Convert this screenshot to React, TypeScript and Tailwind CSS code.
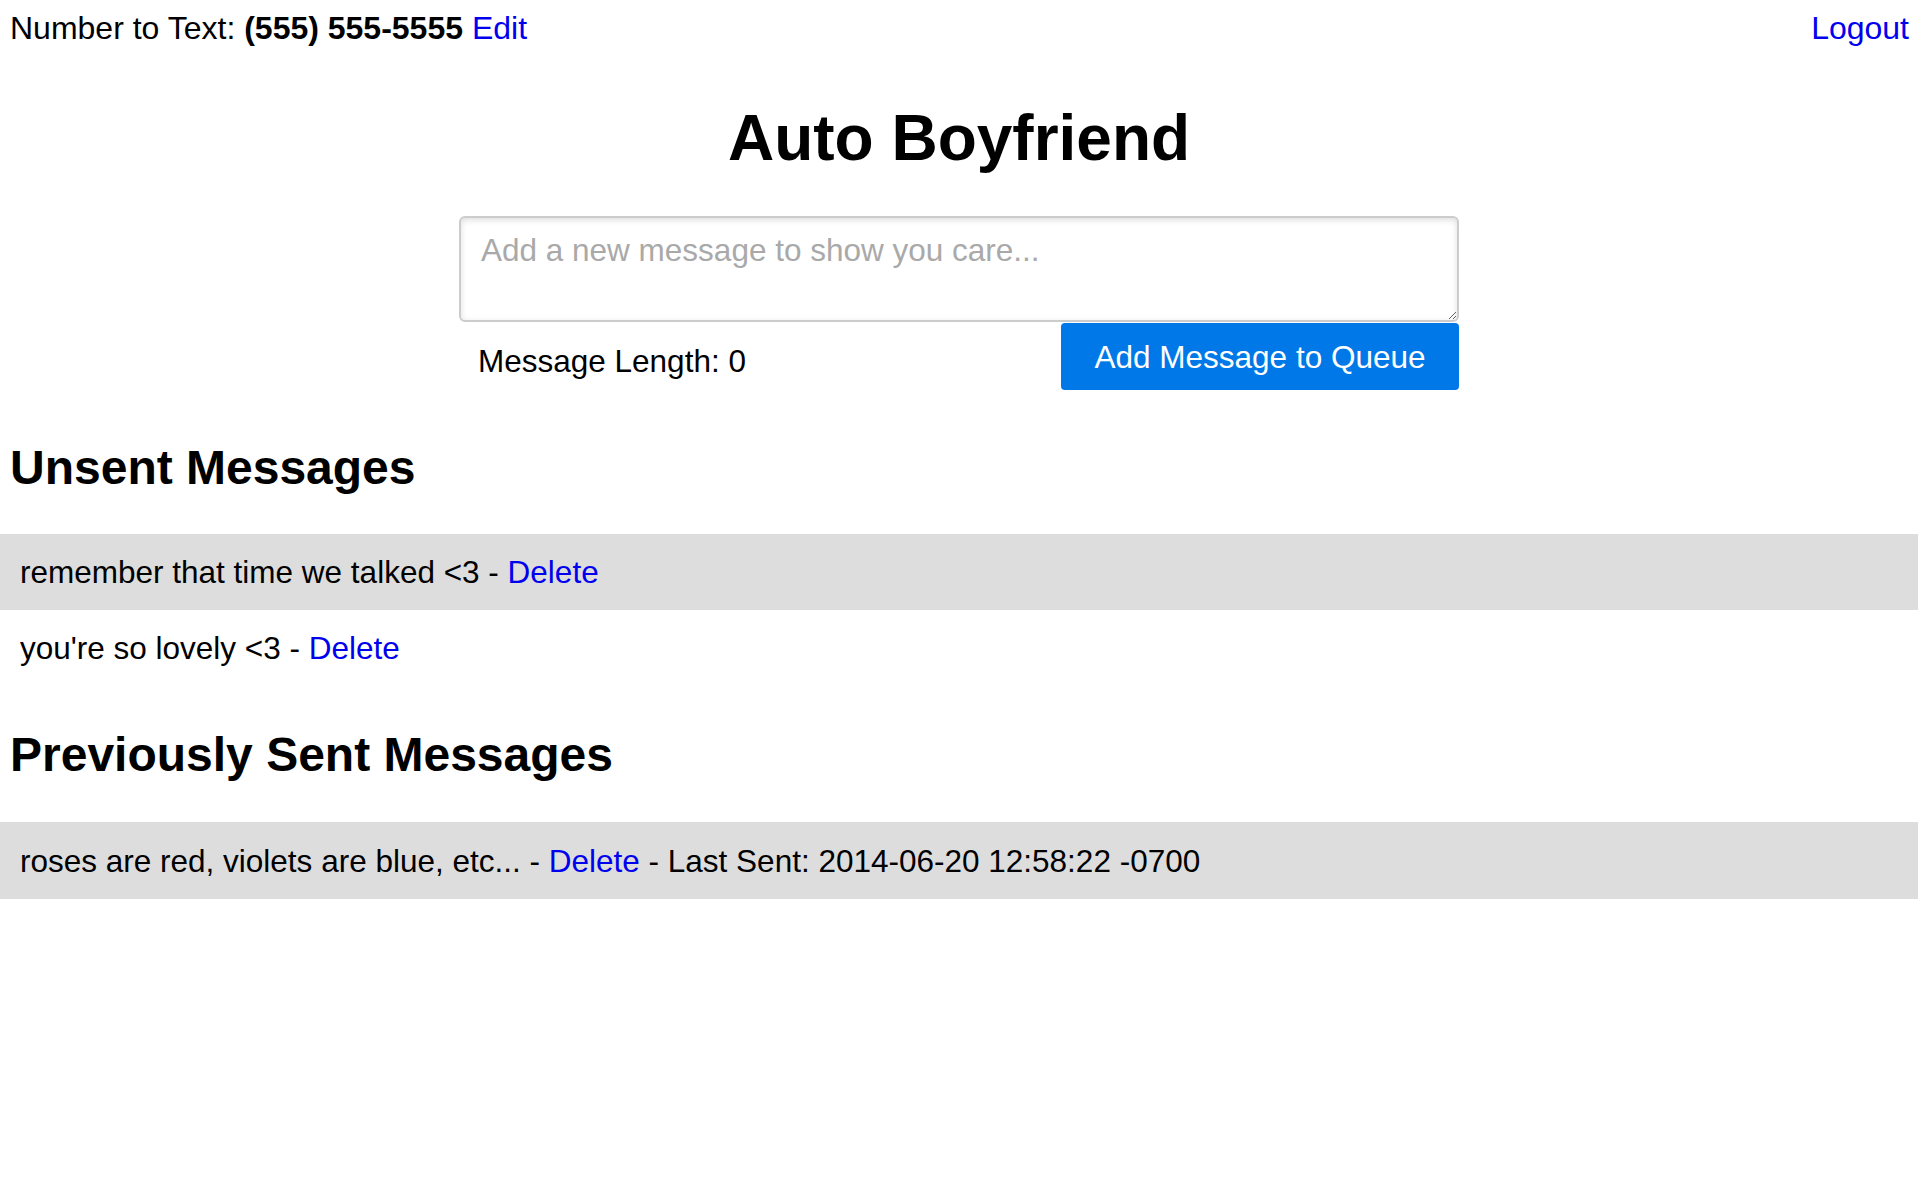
import { useState } from 'react';

const unsent = ['remember that time we talked <3', "you're so lovely <3"];
const sent = [{ text: 'roses are red, violets are blue, etc...', last: '2014-06-20 12:58:22 -0700' }];

export default function App() {
  const [msg, setMsg] = useState('');

  return (
    <div className="min-h-screen bg-white text-black text-[31.5px] leading-[36px]" style={{ fontFamily: '"Liberation Sans", Arial, sans-serif' }}>
      {/* Top bar */}
      <div className="flex justify-between items-start pl-[10px] pr-[9px] pt-[10px] text-[32px]">
        <div>
          Number to Text: <span className="font-bold">(555) 555-5555</span>{' '}
          <a href="#" className="text-[#0000ee]">Edit</a>
        </div>
        <a href="#" className="text-[#0000ee]">Logout</a>
      </div>

      {/* Title */}
      <h1 className="mt-[56px] text-center font-bold text-[64px] leading-[72px]">Auto Boyfriend</h1>

      {/* Form */}
      <div className="w-[1000px] mx-auto mt-[42px]">
        <textarea
          value={msg}
          onChange={(e) => setMsg(e.target.value)}
          placeholder="Add a new message to show you care..."
          className="block w-full h-[106px] border-2 border-[#cccccc] rounded-[6px] shadow-[inset_0_2px_6px_#dddddd] px-[20px] py-[14px] text-[31.5px] leading-[36px] outline-none placeholder:text-[#a9a9a9]"
        />
        <div className="flex justify-between items-start">
          <div className="pl-[19px] pt-[21px]">Message Length: {msg.length}</div>
          <button className="w-[398px] h-[67px] mt-px bg-[#0078e7] text-white rounded-[4px]">
            Add Message to Queue
          </button>
        </div>
      </div>

      {/* Unsent */}
      <h2 className="mt-[51px] pl-[10px] font-bold text-[48px] leading-[54px]">Unsent Messages</h2>
      <div className="mt-[39px]">
        {unsent.map((m, i) => (
          <div key={m} className={`h-[76px] flex items-center px-[20px] ${i % 2 === 0 ? 'bg-[#dddddd]' : ''}`}>
            <span>
              {m} - <a href="#" className="text-[#0000ee]">Delete</a>
            </span>
          </div>
        ))}
      </div>

      {/* Sent */}
      <h2 className="mt-[42px] pl-[10px] font-bold text-[48px] leading-[54px]">Previously Sent Messages</h2>
      <div className="mt-[40px]">
        {sent.map((m, i) => (
          <div key={m.text} className={`h-[77px] flex items-center px-[20px] ${i % 2 === 0 ? 'bg-[#dddddd]' : ''}`}>
            <span>
              {m.text} - <a href="#" className="text-[#0000ee]">Delete</a> - Last Sent: {m.last}
            </span>
          </div>
        ))}
      </div>
    </div>
  );
}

···

**GOAL**: Return the listing above word for word, with the pictures removed.

**EXERCISE SOLUTION**:
Convert this screenshot to React, TypeScript and Tailwind CSS code.
import { useState } from 'react';

const unsent = ['remember that time we talked <3', "you're so lovely <3"];
const sent = [{ text: 'roses are red, violets are blue, etc...', last: '2014-06-20 12:58:22 -0700' }];

export default function App() {
  const [msg, setMsg] = useState('');

  return (
    <div className="min-h-screen bg-white text-black text-[31.5px] leading-[36px]" style={{ fontFamily: '"Liberation Sans", Arial, sans-serif' }}>
      {/* Top bar */}
      <div className="flex justify-between items-start pl-[10px] pr-[9px] pt-[10px] text-[32px]">
        <div>
          Number to Text: <span className="font-bold">(555) 555-5555</span>{' '}
          <a href="#" className="text-[#0000ee]">Edit</a>
        </div>
        <a href="#" className="text-[#0000ee]">Logout</a>
      </div>

      {/* Title */}
      <h1 className="mt-[56px] text-center font-bold text-[64px] leading-[72px]">Auto Boyfriend</h1>

      {/* Form */}
      <div className="w-[1000px] mx-auto mt-[42px]">
        <textarea
          value={msg}
          onChange={(e) => setMsg(e.target.value)}
          placeholder="Add a new message to show you care..."
          className="block w-full h-[106px] border-2 border-[#cccccc] rounded-[6px] shadow-[inset_0_2px_6px_#dddddd] px-[20px] py-[14px] text-[31.5px] leading-[36px] outline-none placeholder:text-[#a9a9a9]"
        />
        <div className="flex justify-between items-start">
          <div className="pl-[19px] pt-[21px]">Message Length: {msg.length}</div>
          <button className="w-[398px] h-[67px] mt-px bg-[#0078e7] text-white rounded-[4px]">
            Add Message to Queue
          </button>
        </div>
      </div>

      {/* Unsent */}
      <h2 className="mt-[51px] pl-[10px] font-bold text-[48px] leading-[54px]">Unsent Messages</h2>
      <div className="mt-[39px]">
        {unsent.map((m, i) => (
          <div key={m} className={`h-[76px] flex items-center px-[20px] ${i % 2 === 0 ? 'bg-[#dddddd]' : ''}`}>
            <span>
              {m} - <a href="#" className="text-[#0000ee]">Delete</a>
            </span>
          </div>
        ))}
      </div>

      {/* Sent */}
      <h2 className="mt-[42px] pl-[10px] font-bold text-[48px] leading-[54px]">Previously Sent Messages</h2>
      <div className="mt-[40px]">
        {sent.map((m, i) => (
          <div key={m.text} className={`h-[77px] flex items-center px-[20px] ${i % 2 === 0 ? 'bg-[#dddddd]' : ''}`}>
            <span>
              {m.text} - <a href="#" className="text-[#0000ee]">Delete</a> - Last Sent: {m.last}
            </span>
          </div>
        ))}
      </div>
    </div>
  );
}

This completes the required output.